The Voting Rights Act of 1965 has been a good tool that has allowed blacks to more freely register to vote, run for office and serve a constituency that had been under- or misrepresented for decades.
It has been so effective the U.S. Supreme Court was right in its decision to eliminate the part of the law that required certain parts of the country to get redistricting plans cleared by the U.S. Justice Department.
After each census, political districts — from local government to Congress — redraw district lines as the population shifts. Louisiana is one of the 15 states required to get “preclearance” from the justice department before a redistricting plan can become law.
The justice department mandate was necessary 48 years ago. Now, however, times have changed. Though many districts have been polarized by the requirement for some political districts to have a majority of black voters, making other districts largely white, it doesn’t always go the way of the majority. We have two examples locally.
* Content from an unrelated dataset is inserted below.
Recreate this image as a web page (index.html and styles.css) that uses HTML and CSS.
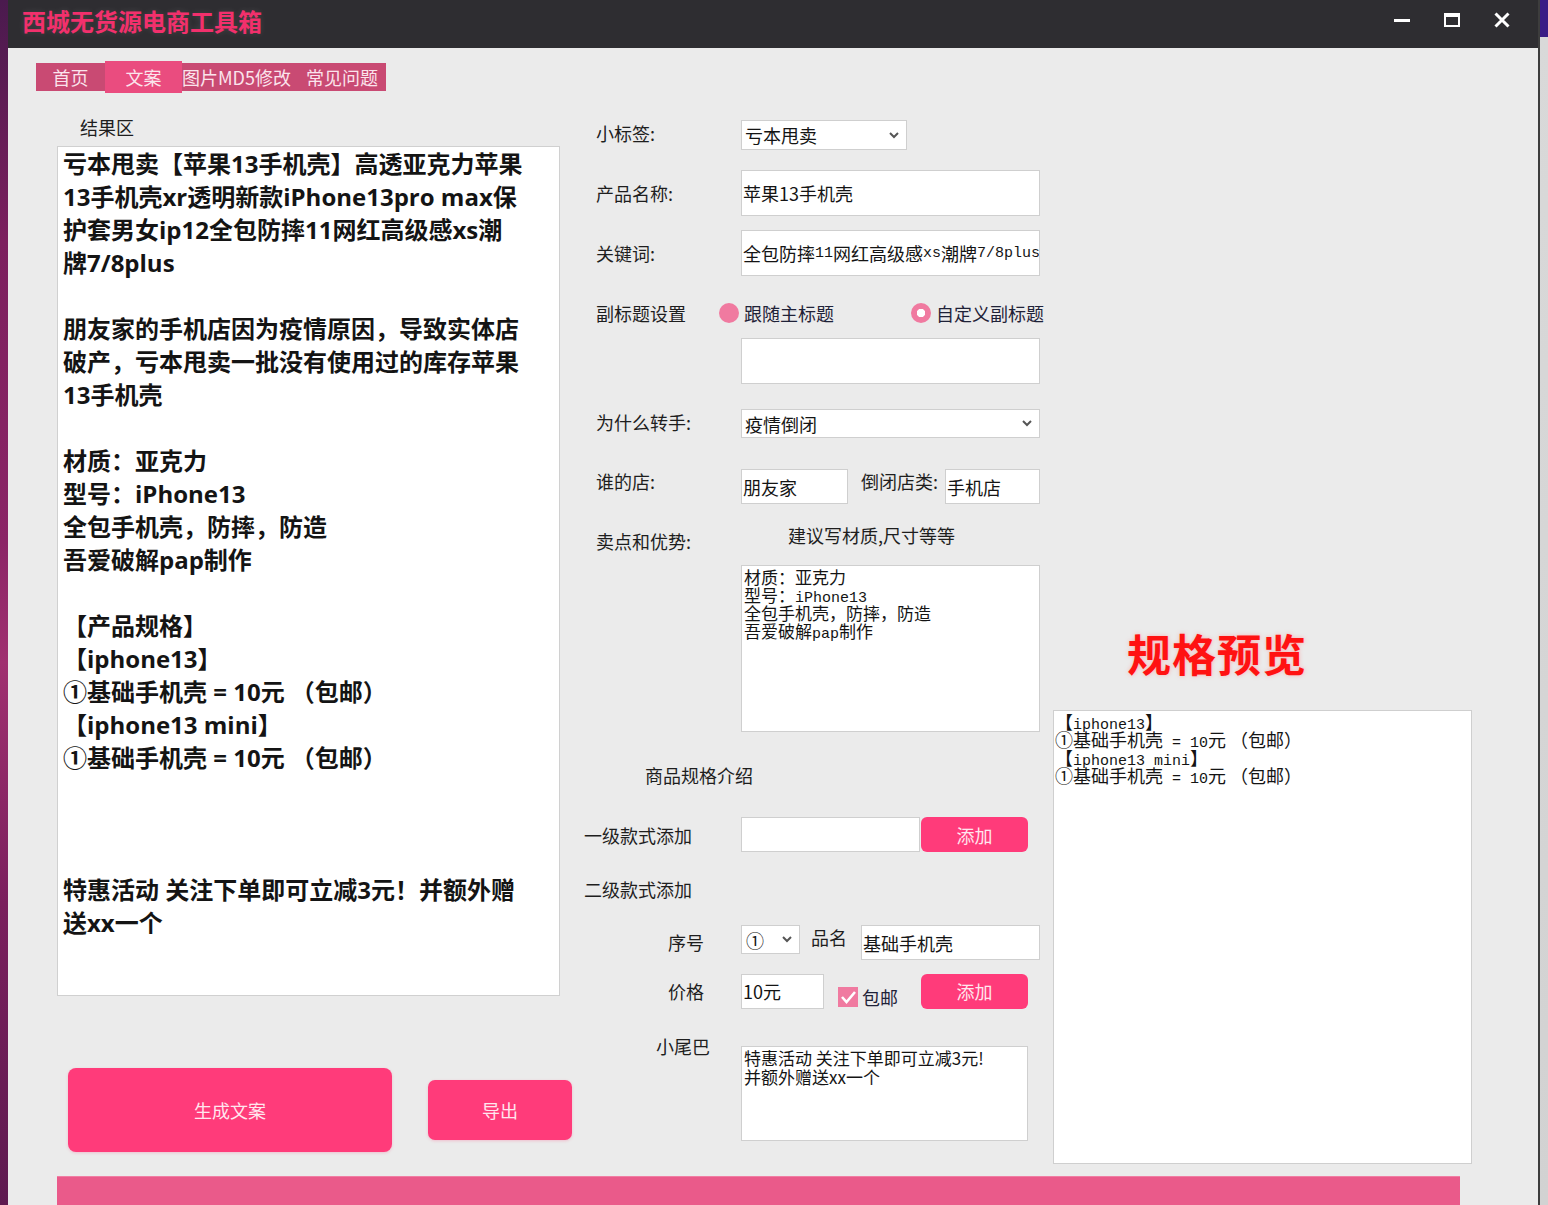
FILE: index.html
```html
<!DOCTYPE html>
<html lang="zh-CN">
<head>
<meta charset="utf-8">
<title>西城无货源电商工具箱</title>
<link rel="stylesheet" href="styles.css">
</head>
<body>
<div class="screen">
  <div class="desk-left"></div>
  <div class="window">
    <header class="titlebar">
      <h1 class="app-title">西城无货源电商工具箱</h1>
      <div class="win-controls">
        <span class="wc"><svg width="16" height="16" viewBox="0 0 16 16"><rect x="0" y="7" width="16" height="3" fill="#fff"/></svg></span>
        <span class="wc"><svg width="16" height="14" viewBox="0 0 16 14"><rect x="1" y="1" width="14" height="12" fill="none" stroke="#fff" stroke-width="2"/><rect x="0" y="0" width="16" height="4" fill="#fff"/></svg></span>
        <span class="wc"><svg width="16" height="16" viewBox="0 0 16 16"><path d="M1.5 1.5 L14.5 14.5 M14.5 1.5 L1.5 14.5" stroke="#fff" stroke-width="3"/></svg></span>
      </div>
    </header>
    <div class="client">
      <nav class="tabs">
        <span class="tab tab-home">首页</span>
        <span class="tab tab-active">文案</span>
        <span class="tab tab-md5">图片MD5修改</span>
        <span class="tab tab-faq">常见问题</span>
      </nav>
      <main class="main">
        <section class="col-left">
          <div class="result-label">结果区</div>
<div class="result-box">亏本甩卖【苹果13手机壳】高透亚克力苹果
13手机壳xr透明新款iPhone13pro max保
护套男女ip12全包防摔11网红高级感xs潮
牌7/8plus

朋友家的手机店因为疫情原因，导致实体店
破产，亏本甩卖一批没有使用过的库存苹果
13手机壳

材质：亚克力
型号：iPhone13
全包手机壳，防摔，防造
吾爱破解pap制作

【产品规格】
【iphone13】
①基础手机壳 = 10元 （包邮）
【iphone13 mini】
①基础手机壳 = 10元 （包邮）



特惠活动 关注下单即可立减3元！并额外赠
送xx一个</div>
          <div class="action-row">
            <button class="btn btn-generate">生成文案</button>
            <button class="btn btn-export">导出</button>
          </div>
        </section>

        <section class="col-mid">
          <div class="form-row row-tag">
            <span class="lbl lbl-up">小标签:</span>
            <div class="field select select-tag"><span class="val">亏本甩卖</span><svg class="chev" width="10" height="7" viewBox="0 0 10 7"><path d="M1 1 L5 5 L9 1" fill="none" stroke="#555" stroke-width="2"/></svg></div>
          </div>
          <div class="form-row row-name">
            <span class="lbl">产品名称:</span>
            <div class="field input-wide tall">苹果13手机壳</div>
          </div>
          <div class="form-row row-kw">
            <span class="lbl">关键词:</span>
            <div class="field input-wide tall">全包防摔<span class="m">11</span>网红高级感<span class="m">xs</span>潮牌<span class="m">7/8plus</span></div>
          </div>
          <div class="form-row row-sub">
            <span class="lbl lbl-radio">副标题设置</span>
            <span class="radio radio-on"></span><span class="radio-text">跟随主标题</span>
            <span class="radio radio-off"></span><span class="radio-text">自定义副标题</span>
          </div>
          <div class="form-row row-subinput">
            <span class="lbl"></span>
            <div class="field input-wide tall"></div>
          </div>
          <div class="form-row row-why">
            <span class="lbl lbl-up">为什么转手:</span>
            <div class="field select select-why"><span class="val">疫情倒闭</span><svg class="chev" width="10" height="7" viewBox="0 0 10 7"><path d="M1 1 L5 5 L9 1" fill="none" stroke="#555" stroke-width="2"/></svg></div>
          </div>
          <div class="form-row row-shop">
            <span class="lbl">谁的店:</span>
            <div class="field input-shop">朋友家</div>
            <span class="lbl-inline">倒闭店类:</span>
            <div class="field input-type">手机店</div>
          </div>
          <div class="form-row row-sell">
            <span class="lbl lbl-sell">卖点和优势:</span>
            <span class="hint">建议写材质,尺寸等等</span>
          </div>
          <div class="form-row row-sellbox">
            <div class="field area area-sell"><div class="ln">材质：亚克力</div><div class="ln">型号：<span class="m">iPhone13</span></div><div class="ln">全包手机壳，防摔，防造</div><div class="ln">吾爱破解<span class="m">pap</span>制作</div></div>
          </div>
          <div class="form-row row-spec">
            <span class="spec-title">商品规格介绍</span>
          </div>
          <div class="form-row row-lvl1">
            <span class="lbl lbl-flush">一级款式添加</span>
            <div class="field input-lvl1"></div>
            <button class="btn btn-add btn-add-1">添加</button>
          </div>
          <div class="form-row row-lvl2">
            <span class="lbl lbl-flush">二级款式添加</span>
          </div>
          <div class="form-row row-idx">
            <span class="lbl lbl-deep">序号</span>
            <div class="field select select-idx"><span class="val">①</span><svg class="chev" width="10" height="7" viewBox="0 0 10 7"><path d="M1 1 L5 5 L9 1" fill="none" stroke="#555" stroke-width="2"/></svg></div>
            <span class="lbl-pm">品名</span>
            <div class="field input-pm">基础手机壳</div>
          </div>
          <div class="form-row row-price">
            <span class="lbl lbl-deep lbl-price">价格</span>
            <div class="field input-price">10元</div>
            <span class="check-group"><span class="checkbox"><svg width="20" height="20" viewBox="0 0 20 20"><path d="M4 10 L8.5 15 L17 5" fill="none" stroke="#fff" stroke-width="2.6"/></svg></span><span class="check-text">包邮</span></span>
            <button class="btn btn-add btn-add-2">添加</button>
          </div>
          <div class="form-row row-tail">
            <span class="lbl lbl-tail">小尾巴</span>
            <div class="field area area-tail"><div class="ln-tail">特惠活动 关注下单即可立减3元!</div><div class="ln-tail">并额外赠送xx一个</div></div>
          </div>
        </section>

        <section class="col-right">
          <h2 class="preview-title">规格预览</h2>
          <div class="preview-box"><div class="ln">【<span class="m">iphone13</span>】</div><div class="ln">①基础手机壳<span class="m"> = 10</span>元 （包邮）</div><div class="ln">【<span class="m">iphone13 mini</span>】</div><div class="ln">①基础手机壳<span class="m"> = 10</span>元 （包邮）</div></div>
        </section>
      </main>
      <div class="bottom-bar"></div>
    </div>
  </div>
  <div class="desk-right"></div>
</div>
</body>
</html>
```

FILE: styles.css
```css
* { box-sizing: border-box; }
html, body { margin: 0; padding: 0; }
body {
  width: 1548px;
  height: 1205px;
  overflow: hidden;
  font-family: "Noto Sans CJK SC", "Noto Sans", sans-serif;
  color: #1e1e1e;
  background: #ebebeb;
}
.screen { display: flex; width: 1548px; height: 1205px; }

.desk-left {
  width: 8px;
  flex: none;
  background: linear-gradient(180deg, #4a1a4e 0%, #7c1f5e 20%, #8b2466 45%, #a03070 55%, #7a1f5d 75%, #5e1a50 100%);
}
.desk-right {
  width: 10px;
  flex: none;
  border-left: 2px solid #3d3d3d;
  background: linear-gradient(180deg, #3b1d86 0, #3b1d86 37px, #d9d9d9 37px, #d2d2d2 100%);
}

.window { width: 1530px; flex: none; display: flex; flex-direction: column; }

.titlebar {
  height: 48px;
  flex: none;
  background: #2e2d31;
  display: flex;
  justify-content: space-between;
  align-items: flex-start;
}
.app-title {
  margin: 0;
  padding-left: 14px;
  font-size: 24px;
  font-weight: 700;
  line-height: 42px;
  color: #f2306c;
  text-shadow: 0 0 6px rgba(255, 255, 255, 0.12);
}
.win-controls { display: flex; padding-right: 11px; }
.wc { width: 50px; height: 40px; display: flex; align-items: center; justify-content: center; }

.client { flex: 1; background: #ebebeb; overflow: hidden; }

.tabs { display: flex; align-items: center; height: 32px; margin: 13px 0 0 28px; }
.tab {
  height: 28px;
  line-height: 28px;
  font-size: 18px;
  color: #fbe4ec;
  background: #c94a73;
  white-space: nowrap;
}
.tab-home { width: 69px; text-align: center; }
.tab-active { width: 77px; height: 32px; line-height: 32px; text-align: center; background: #ea4c7f; }
.tab-md5 { width: 124px; }
.tab-faq { width: 80px; }

.main { display: flex; margin-top: 17px; padding-left: 49px; }

/* left column */
.col-left { width: 527px; flex: none; }
.result-label { margin: 7px 0 0 23px; font-size: 18px; line-height: 20px; }
.result-box {
  margin-top: 9px;
  width: 503px;
  height: 850px;
  background: #fff;
  border: 1px solid #d0d0d0;
  padding: 0 5px 0;
  font-family: "Open Sans", "Noto Sans CJK SC", sans-serif;
  font-weight: 700;
  font-size: 24px;
  line-height: 33px;
  color: #141414;
  white-space: pre;
  overflow: hidden;
}
.action-row { display: flex; align-items: center; gap: 36px; margin-top: 72px; padding-left: 11px; }

.btn {
  border: none;
  background: #ff3b7a;
  color: #ffe6ee;
  font-family: "Noto Sans CJK SC", sans-serif;
  font-size: 18px;
  padding: 0;
  cursor: pointer;
}
.btn-generate { width: 324px; height: 84px; border-radius: 8px; box-shadow: 0 1px 3px rgba(255, 60, 120, 0.25); }
.btn-export { width: 144px; height: 60px; border-radius: 7px; box-shadow: 0 1px 3px rgba(255, 60, 120, 0.25); }

/* middle column */
.col-mid { width: 469px; flex: none; display: flex; flex-direction: column; }
.form-row { display: flex; align-items: center; }
.lbl { width: 157px; flex: none; padding-left: 12px; font-size: 18px; line-height: 24px; white-space: nowrap; }
.lbl-up { margin-top: -4px; }
.lbl-flush { padding-left: 0; }
.lbl-deep { padding-left: 84px; }
.lbl-tail { padding-left: 72px; }

.field {
  background: #fff;
  border: 1px solid #cfcfcf;
  font-size: 18px;
  color: #141414;
  display: flex;
  align-items: center;
  padding-left: 1px;
  white-space: nowrap;
  overflow: hidden;
}
.m { font-family: "Liberation Mono", monospace; font-size: 15px; }
.tall { height: 46px; }
.input-wide { width: 299px; }

.select { justify-content: space-between; padding: 0 7px 0 3px; }
.select .val { line-height: 24px; }
.chev { flex: none; }
.select-tag { width: 166px; height: 30px; }
.select-why { width: 299px; height: 29px; }
.select-idx { width: 59px; height: 29px; padding-left: 4px; }

.row-tag { margin-top: 10px; }
.row-name { margin-top: 20px; }
.row-kw { margin-top: 14px; }
.row-sub { margin-top: 24px; height: 26px; }
.row-subinput { margin-top: 12px; }
.row-why { margin-top: 25px; }
.row-shop { margin-top: 31px; align-items: flex-start; }
.row-sell { margin-top: 19px; align-items: flex-start; }
.row-sellbox { margin-top: 12px; padding-left: 157px; }
.row-spec { margin-top: 31px; }
.row-lvl1 { margin-top: 30px; }
.row-lvl2 { margin-top: 25px; }
.row-idx { margin-top: 24px; align-items: flex-start; }
.row-price { margin-top: 13px; }
.row-tail { margin-top: 25px; align-items: flex-start; }

.lbl-radio { width: 135px; }
.radio { width: 20px; height: 20px; border-radius: 50%; flex: none; background: #f07aa0; }
.radio-off { margin-left: 77px; background: radial-gradient(circle, #fff 0, #fff 4px, #f07aa0 4.5px); }
.radio-text { margin-left: 5px; font-size: 18px; line-height: 24px; color: #1f2238; white-space: nowrap; }

.input-shop { width: 107px; height: 35px; }
.lbl-inline { margin-left: 13px; width: 84px; font-size: 18px; line-height: 24px; white-space: nowrap; }
.input-type { width: 95px; height: 35px; }

.lbl-sell { margin-top: 6px; }
.hint { margin-left: 47px; font-size: 18px; line-height: 24px; white-space: nowrap; }

.area { align-items: flex-start; flex-direction: column; padding-left: 2px; }
.area-sell { width: 299px; height: 167px; font-size: 17px; line-height: 18px; padding-top: 2px; }
.ln { height: 18px; line-height: 18px; white-space: nowrap; }
.ln .m { font-size: 15px; line-height: 18px; }
.area-tail { width: 287px; height: 95px; font-size: 17px; line-height: 19px; padding-top: 1px; margin-top: 12px; }
.ln-tail { height: 19px; line-height: 19px; }

.spec-title { padding-left: 61px; font-size: 18px; line-height: 24px; }

.input-lvl1 { width: 179px; height: 35px; }
.btn-add { width: 107px; height: 35px; border-radius: 6px; flex: none; }
.btn-add-1 { margin-left: 1px; }
.row-idx .lbl-deep { line-height: 35px; }
.lbl-pm { margin-left: 11px; width: 50px; font-size: 18px; line-height: 24px; }
.input-pm { width: 179px; height: 35px; }
.input-price { width: 83px; height: 35px; }
.check-group { display: flex; align-items: center; margin: 12px 0 0 14px; }
.checkbox { width: 20px; height: 20px; background: #f07aa0; display: flex; }
.check-text { margin-left: 4px; font-size: 18px; line-height: 24px; color: #1f2238; }
.btn-add-2 { margin-left: 23px; }

/* right column */
.col-right { width: 419px; flex: none; }
.preview-title {
  margin: 519px 0 0;
  padding-left: 74px;
  font-size: 44px;
  line-height: 48px;
  font-weight: 700;
  color: #ff1212;
  letter-spacing: 1px;
  text-shadow: 0 0 4px rgba(255, 140, 140, 0.6);
}
.preview-box {
  margin-top: 33px;
  height: 454px;
  background: #fff;
  border: 1px solid #cfcfcf;
  padding: 1px 0 0 1px;
  font-size: 18px;
  line-height: 18px;
  color: #141414;
  white-space: nowrap;
}

.bottom-bar {
  margin: 12px 0 0 49px;
  width: 1403px;
  height: 40px;
  background: #ea5a8a;
  border-top: 1px solid #f07ea3;
}
```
New Iberia City Councilman David Merrill, elected to the District 4 seat in 2008 and unopposed last year, represents a majority white district. According to data from the Iberia Parish Registrar of Voters Office, of the 2,926 registered voters in District 4, 1,566 are white, 1,236 are black and 124 are listed as other. If voters simply cast ballots along racial lines, Merrill would not be in office as 53 percent of the district consists of white voters. Merrill won every precinct.
Another example is former Iberia Parish Councilman Larry Richard, who represented Council District 13, a political district consisting of almost 90 percent white registered voters, for several terms. Likely the only reason he is not in office now is that he declined to run for re-election in 2011.
Almost immediately following the high court’s ruling on Tuesday, critics were talking up the photo identification requirements that some states are allegedly using to target poor, black voters. That argument seems to ring hollow, especially in Louisiana because this state for years has required voters show a photo identification to vote. It makes sense as most people have some sort of photo identification in the form of a driver’s license. The state also offers a photo identification card. However, even if one has no license nor ID, registered voters can sign an identification affidavit, a legal document stating you are who you say you are.
The unfairness of forcing some states to have a preclearance mandate and not others seems to be at the root of the court’s decision, but it does not mean the law has been gutted. There likely will be challenges to redistricting plans made by people who believe they are being treated unfairly. The justice department will continue to review and rule on those. Much more of the law remains intact.